If Americans Really Want to Address Gun Violence, It’s Democracy, Stupid


The déjà vu massacre of school children in Uvalde, Texas seems to have heated Americans’ frustrations with the inaction of their political leaders to a raging boil.

Turn on the news, and one hears outrage over the out-sized influence of the NRA and gun lobbyists over the Republican Party. Pundits and viewers are sickened by the spectacle of Congressional Republicans repetitively chanting the same hackneyed talking points that deny access to guns, particularly assault rifles, has anything to do with the epidemic of gun violence in America.

And, without a doubt, the outrage is justified. I share it.

Typically the solution to addressing the problem of political leaders who don’t represent their constituents is to vote them out of office, to exercise the democratic process itself.

Maybe this sounds simple, but in so many ways it doesn’t seem to be. Even when voters, living in regions where polls have indicated strong support for strict gun regulation, have had the opportunity to vote directly for ballot measures to enforce gun controls, the measures have failed.

More to the point, though, is that even the window of democracy is closing upon us as a form of action for Americans to address their frustrations over governmental failures to address the life and death issues that concern them.

In a recent opinion piece, Washington Post columnist Max Boot attempted to sound the alarm over the ongoing Republican assault on democracy itself—and about the fact that Americans seem to be in denial about the fragility of democracy in America.

Boot reminds us, for example, that, “A majority of House Republicans already voted in 2020 to throw out electoral college votes for Biden. Even more are likely to do so in 2024 after four years of Trumpist purges.”

And yet polls and pundits do not yet foresee a surge of voters foregoing their Republican leanings or allegiances in the upcoming midterms.

If not in denial, Americans just might not care about democracy, by which I mean they might not fully recognize how every issue they care about is bound up with and depends upon democracy itself when it comes to their ability to do anything about it.

So, it would follow that if we Americans are fed up with political inaction as we watch our children and fellow citizens fall to gun violence, we would be equally concerned about having our political voice and power minimized, if not negated, by the assault on democracy we are witnessing through voter suppression, gerrymandering, and outright abuse and denial of our democratic processes themselves.

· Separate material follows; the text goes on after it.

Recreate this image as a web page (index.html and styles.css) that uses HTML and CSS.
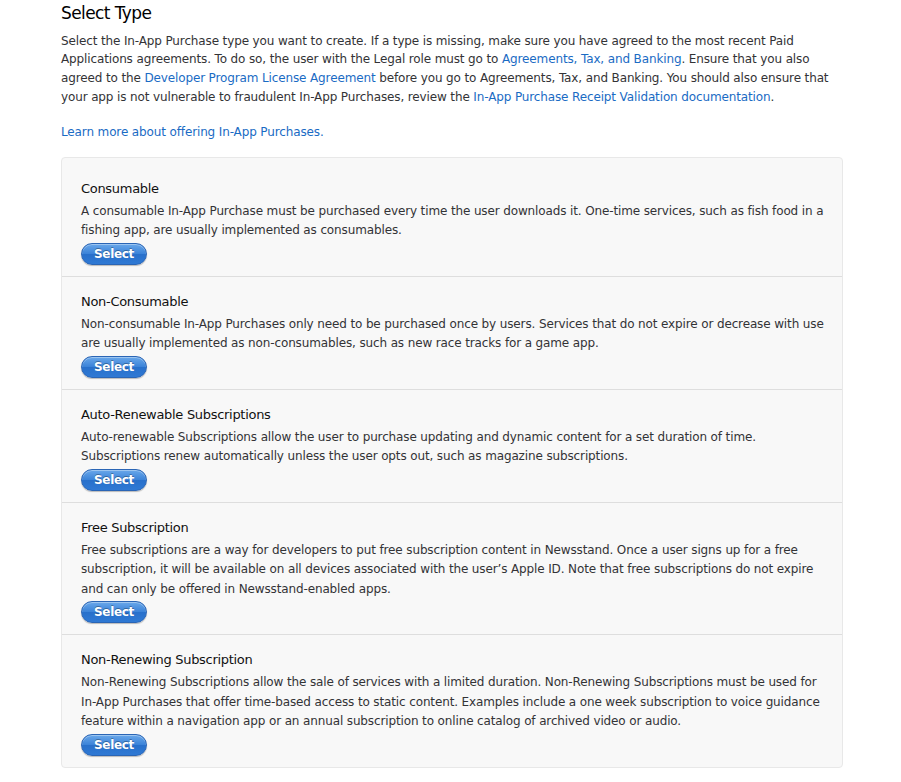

Boots’ observation that Americans are not alarmed or are in denial over the rapid waning of our democracy seems to me to have merit.

We simply don’t see the same outrage we see with mass shootings over the violent and murderous assault that took place on the Capitol on January 6 or with efforts to stop Americans from voting.

And this effort has been underway for some time.

Back in 2013, Chief Justice John Roberts led the Supreme Court in gutting the Voting Rights Act. It was that devastating ruling, as I’ve charted previously in the pages of PoliticusUSA, that opened the doors for the spate of voter suppression laws Republican-led legislatures have been passing across the nation.  Much of the voter suppression legislation, saturated with racist overtones, simply would not have been possible without Roberts’ ruling.

In 2019, Roberts again led a crusade in the Supreme Court to aid and abet the erosion of democracy by writing the ruling that enabled and upheld partisan gerrymandering.

A simple look at the impact of gerrymandering makes clear how our so-called democracy has already been greatly undermined and subjected the nation to minority rule, or a tyranny of the minority.

Indeed, gerrymandering and the filibuster have long enabled Republicans to govern as a tyranny of the minority.

After the 2018 mid-terms, MSNBC’s Rachel Maddow explained just how severely Republican districting efforts—or gerrymandering—skewed the electoral map in favor of a Republican minority.

In that mid-term in Wisconsin, 53 percent of the votes for positions in the state legislature went for Democratic candidates, with Republican candidates receiving 45 percent of the votes.  Yet—check this out—Republicans were elected into 64 percent of the seats!

Maddow asked and answered her own question: “Why is that? Because they tilted the playing field.”

In that same report, she identified a similar dynamic in Michigan, Pennsylvania, and North Carolina, all key swing states playing major factors in national elections.

The filibuster, like gerrymandering, is just one more tool the Republicans use to claim the power of the majority when they represent a minority of the electorate.  Even worse, as we saw with the American Rescue Plan Act, they don’t even represent their minority.

In fact, polling across the nation, even in Texas, indicates broad and majoritarian support for stricter gun regulations, including universal background checks, a ban on assault weapons, “red flag” laws and more, and yet Republicans don’t have to respond to the majority because they don’t need a majority to elect them.

We see the same with Roe v. Wade. The vast majority of Americans do not support it being overturned. Yet we may learn soon that five or six individuals have the power to do so.

All of these issues—women’s right to choose, gun control, the rights of people to love how they want and marry whom they want, and much more—depend on one issue: democracy.

Even having a just and fair economy depends on democracy.

So, it’s really not the economy, stupid.

It’s democracy, stupid.

As the January 6 hearings go live this week, we’ll see if Americans tune in and start to care about the one issue on which all of their political interests depend.